- _PROMPT_
Search the records for the word "index" and pick out every line that has it.

- _LISTING_
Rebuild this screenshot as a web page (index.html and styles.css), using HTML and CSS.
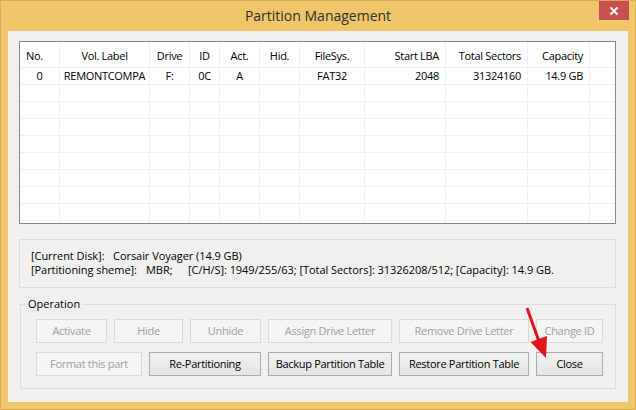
FILE: index.html
```html
<!DOCTYPE html>
<html>
<head>
<meta charset="utf-8">
<link rel="stylesheet" href="styles.css">
</head>
<body>
<div class="window">
  <div class="titlebar">
    <span class="title">Partition Management</span>
    <div class="close">
      <svg width="10" height="10" viewBox="0 0 10 10"><path d="M1.5 1.5 L8.5 8.5 M8.5 1.5 L1.5 8.5" stroke="#fff" stroke-width="1.8" fill="none"/></svg>
    </div>
  </div>
  <div class="client">
    <div class="table">
      <div class="row head">
        <div class="c left">No.</div>
        <div class="c">Vol. Label</div>
        <div class="c">Drive</div>
        <div class="c">ID</div>
        <div class="c">Act.</div>
        <div class="c">Hid.</div>
        <div class="c">FileSys.</div>
        <div class="c right">Start LBA</div>
        <div class="c right">Total Sectors</div>
        <div class="c right">Capacity</div>
        <div class="c"></div>
      </div>
      <div class="row">
        <div class="c">0</div>
        <div class="c">REMONTCOMPA</div>
        <div class="c">F:</div>
        <div class="c">0C</div>
        <div class="c">A</div>
        <div class="c"></div>
        <div class="c">FAT32</div>
        <div class="c right">2048</div>
        <div class="c right">31324160</div>
        <div class="c right">14.9 GB</div>
        <div class="c"></div>
      </div>
      <div class="row"><div class="c"></div><div class="c"></div><div class="c"></div><div class="c"></div><div class="c"></div><div class="c"></div><div class="c"></div><div class="c"></div><div class="c"></div><div class="c"></div><div class="c"></div></div>
      <div class="row"><div class="c"></div><div class="c"></div><div class="c"></div><div class="c"></div><div class="c"></div><div class="c"></div><div class="c"></div><div class="c"></div><div class="c"></div><div class="c"></div><div class="c"></div></div>
      <div class="row"><div class="c"></div><div class="c"></div><div class="c"></div><div class="c"></div><div class="c"></div><div class="c"></div><div class="c"></div><div class="c"></div><div class="c"></div><div class="c"></div><div class="c"></div></div>
      <div class="row"><div class="c"></div><div class="c"></div><div class="c"></div><div class="c"></div><div class="c"></div><div class="c"></div><div class="c"></div><div class="c"></div><div class="c"></div><div class="c"></div><div class="c"></div></div>
      <div class="row"><div class="c"></div><div class="c"></div><div class="c"></div><div class="c"></div><div class="c"></div><div class="c"></div><div class="c"></div><div class="c"></div><div class="c"></div><div class="c"></div><div class="c"></div></div>
      <div class="row"><div class="c"></div><div class="c"></div><div class="c"></div><div class="c"></div><div class="c"></div><div class="c"></div><div class="c"></div><div class="c"></div><div class="c"></div><div class="c"></div><div class="c"></div></div>
      <div class="row"><div class="c"></div><div class="c"></div><div class="c"></div><div class="c"></div><div class="c"></div><div class="c"></div><div class="c"></div><div class="c"></div><div class="c"></div><div class="c"></div><div class="c"></div></div>
      <div class="row"><div class="c"></div><div class="c"></div><div class="c"></div><div class="c"></div><div class="c"></div><div class="c"></div><div class="c"></div><div class="c"></div><div class="c"></div><div class="c"></div><div class="c"></div></div>
      <div class="row"><div class="c"></div><div class="c"></div><div class="c"></div><div class="c"></div><div class="c"></div><div class="c"></div><div class="c"></div><div class="c"></div><div class="c"></div><div class="c"></div><div class="c"></div></div>
    </div>

    <div class="info">
      <div class="line"><span class="k1">[Current Disk]:</span>Corsair Voyager (14.9 GB)</div>
      <div class="line"><span class="k2">[Partitioning sheme]:</span><span class="k3">MBR;</span>[C/H/S]: 1949/255/63; [Total Sectors]: 31326208/512; [Capacity]: 14.9 GB.</div>
    </div>

    <div class="group">
      <span class="group-title">Operation</span>
      <div class="btnrow r1">
        <div class="btn off">Activate</div>
        <div class="btn off">Hide</div>
        <div class="btn off">Unhide</div>
        <div class="btn off">Assign Drive Letter</div>
        <div class="btn off">Remove Drive Letter</div>
        <div class="btn off">Change ID</div>
      </div>
      <div class="btnrow r2">
        <div class="btn off">Format this part</div>
        <div class="btn">Re-Partitioning</div>
        <div class="btn">Backup Partition Table</div>
        <div class="btn">Restore Partition Table</div>
        <div class="btn">Close</div>
      </div>
    </div>
  </div>

  <svg class="arrow" width="60" height="65" viewBox="0 0 60 65">
    <line x1="17" y1="8" x2="28.5" y2="40" stroke="#e3141c" stroke-width="3"/>
    <polygon points="36,58 20.5,42 37,36" fill="#e3141c"/>
  </svg>
</div>
</body>
</html>
```

FILE: styles.css
```css
* { box-sizing: border-box; }
html, body { margin: 0; padding: 0; }
body {
  width: 636px;
  height: 410px;
  overflow: hidden;
  font-family: "Open Sans", "Noto Sans", sans-serif;
  font-size: 11px;
  color: #000;
}
.window {
  position: relative;
  width: 636px;
  height: 410px;
  background: #efc76a;
  border: 1px solid #d9ab4c;
  display: flex;
  flex-direction: column;
}
.titlebar {
  position: relative;
  height: 30px;
  flex: none;
  text-align: center;
  line-height: 30px;
}
.title {
  font-size: 14px;
  color: #2e2e2e;
}
.close {
  position: absolute;
  top: 0;
  right: 6px;
  width: 30px;
  height: 19px;
  background: #c75050;
  display: flex;
  align-items: center;
  justify-content: center;
}
.close svg { display: block; }
.client {
  flex: 1;
  margin: 0 7px 7px 7px;
  background: #f0f0f0;
  padding: 10px 12px 0 11px;
}
.table {
  height: 183px;
  border: 1px solid #828790;
  background: #fff;
  overflow: hidden;
  letter-spacing: -0.3px;
}
.row {
  display: grid;
  grid-template-columns: 40px 90px 40px 30px 40px 40px 65px 81px 82px 62px 1fr;
  height: 17px;
}
.row.head { height: 26px; }
.c {
  border-right: 1px solid #f0f0f0;
  border-bottom: 1px solid #f0f0f0;
  text-align: center;
  line-height: 16px;
  white-space: nowrap;
  overflow: hidden;
  padding: 0 1px;
}
.head .c { line-height: 27px; }
.c.right { text-align: right; padding-right: 6px; }
.c.left { text-align: left; padding-left: 6px; }
.row .c:last-child { border-right: 0; }

.info {
  margin-top: 15px;
  height: 49px;
  border: 1px solid #dcdcdc;
  padding: 9px 0 0 11px;
  white-space: nowrap;
  letter-spacing: -0.05px;
}
.line { line-height: 14px; }
.k1 { display: inline-block; width: 82px; }
.k2 { display: inline-block; width: 115px; }
.k3 { display: inline-block; width: 42px; }

.group {
  position: relative;
  margin-top: 16px;
  margin-left: 1px;
  height: 85px;
  border: 1px solid #dcdcdc;
  padding: 14px 0 0 15px;
}
.group-title {
  position: absolute;
  top: -8px;
  left: 5px;
  padding: 0 2px;
  background: #f0f0f0;
  line-height: 14px;
}
.btnrow {
  display: grid;
  column-gap: 7px;
}
.r1 { grid-template-columns: 71px 69px 71px 124px 130px 67px; }
.r2 { grid-template-columns: 106px 112px 124px 130px 67px; margin-top: 9px; }
.btn {
  height: 24px;
  border: 1px solid #acacac;
  background: linear-gradient(#f0f0f0, #e5e5e5);
  text-align: center;
  line-height: 22px;
  white-space: nowrap;
  color: #000;
  letter-spacing: -0.3px;
}
.btn.off {
  border-color: #d9d9d9;
  background: #f4f4f4;
  color: #a0a0a0;
}
.arrow {
  position: absolute;
  left: 509px;
  top: 299px;
}
```
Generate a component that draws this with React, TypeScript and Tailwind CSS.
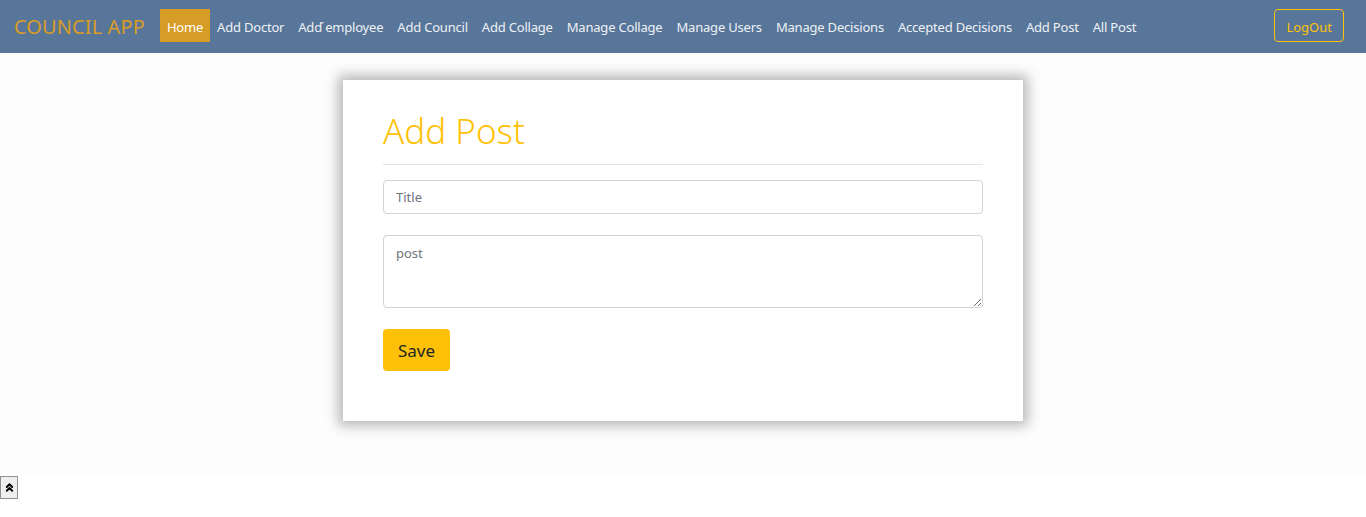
import { ChevronsUp } from "lucide-react";

const links = [
  "Add Doctor",
  "Add \u0301employee",
  "Add Council",
  "Add Collage",
  "Manage Collage",
  "Manage Users",
  "Manage Decisions",
  "Accepted Decisions",
  "Add Post",
  "All Post",
];

export default function App() {
  return (
    <div className="min-h-[517px] bg-white font-['Noto_Sans',sans-serif]">
      <nav className="flex h-[53px] items-center bg-[#58769a] pb-[2px] pl-[14px] pr-[22px]">
        <span className="mr-[15px] mt-[2px] text-[20px] leading-none tracking-[0.1px] text-[#d99d25]">COUNCIL APP</span>
        <ul className="flex items-center">
          <li className="flex h-[33px] items-center bg-[#d69c26] px-[7px] pt-[4px] text-[13px] tracking-[-0.2px] text-white">Home</li>
          {links.map((l) => (
            <li key={l} className="flex h-[33px] items-center px-[7px] pt-[4px] text-[13px] tracking-[-0.2px] text-[#eef1f5]">
              {l}
            </li>
          ))}
        </ul>
        <button className="ml-auto h-[33px] rounded-[4px] border border-[#ffc107] px-[11px] pt-[4px] text-[13px] text-[#ffc107]">
          LogOut
        </button>
      </nav>

      <main className="h-[422px] bg-[#fdfdfd] pt-[27px]">
        <div className="mx-auto w-[680px] bg-white px-10 pb-[50px] pt-[29px] shadow-[0_0_12px_5px_rgba(0,0,0,0.27)]">
          <h1 className="text-[35px] font-light leading-[43px] text-[#ffc107]">Add Post</h1>
          <hr className="mb-[15px] mt-[12px] border-[#e5e5e5]" />
          <input
            placeholder="Title"
            className="block h-[34px] w-full rounded-[4px] border border-[#ced4da] px-3 text-[13px] outline-none placeholder:text-[#6c757d]"
          />
          <textarea
            placeholder="post"
            className="mt-[21px] block h-[73px] w-full rounded-[4px] border border-[#ced4da] px-3 py-[8px] text-[13px] outline-none placeholder:text-[#6c757d]"
          />
          <button className="mt-[21px] h-[42px] rounded-[4px] bg-[#ffc107] px-[15px] pt-[2px] text-[17px] text-[#212529]">Save</button>
        </div>
      </main>

      <button className="mt-px flex h-[23px] w-[18px] items-center justify-center border border-[#8f8f8f] bg-[#efefef]">
        <ChevronsUp size={13} strokeWidth={3.5} className="text-black" />
      </button>
    </div>
  );
}
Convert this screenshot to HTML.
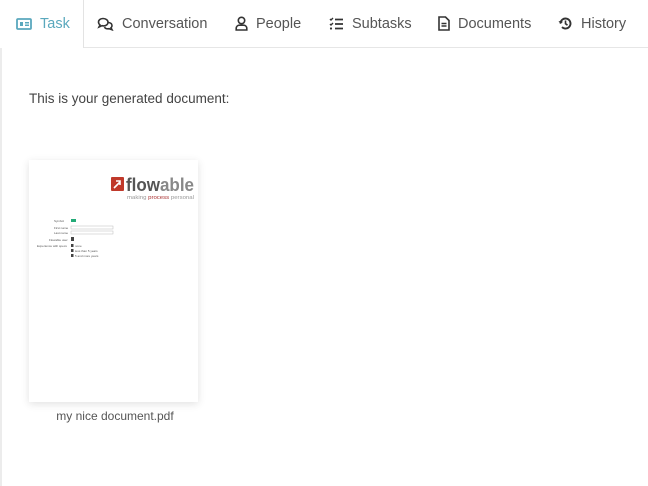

- _EXERCISE RESULT_
Rebuild this screenshot as a web page (index.html and styles.css), using HTML and CSS.
FILE: index.html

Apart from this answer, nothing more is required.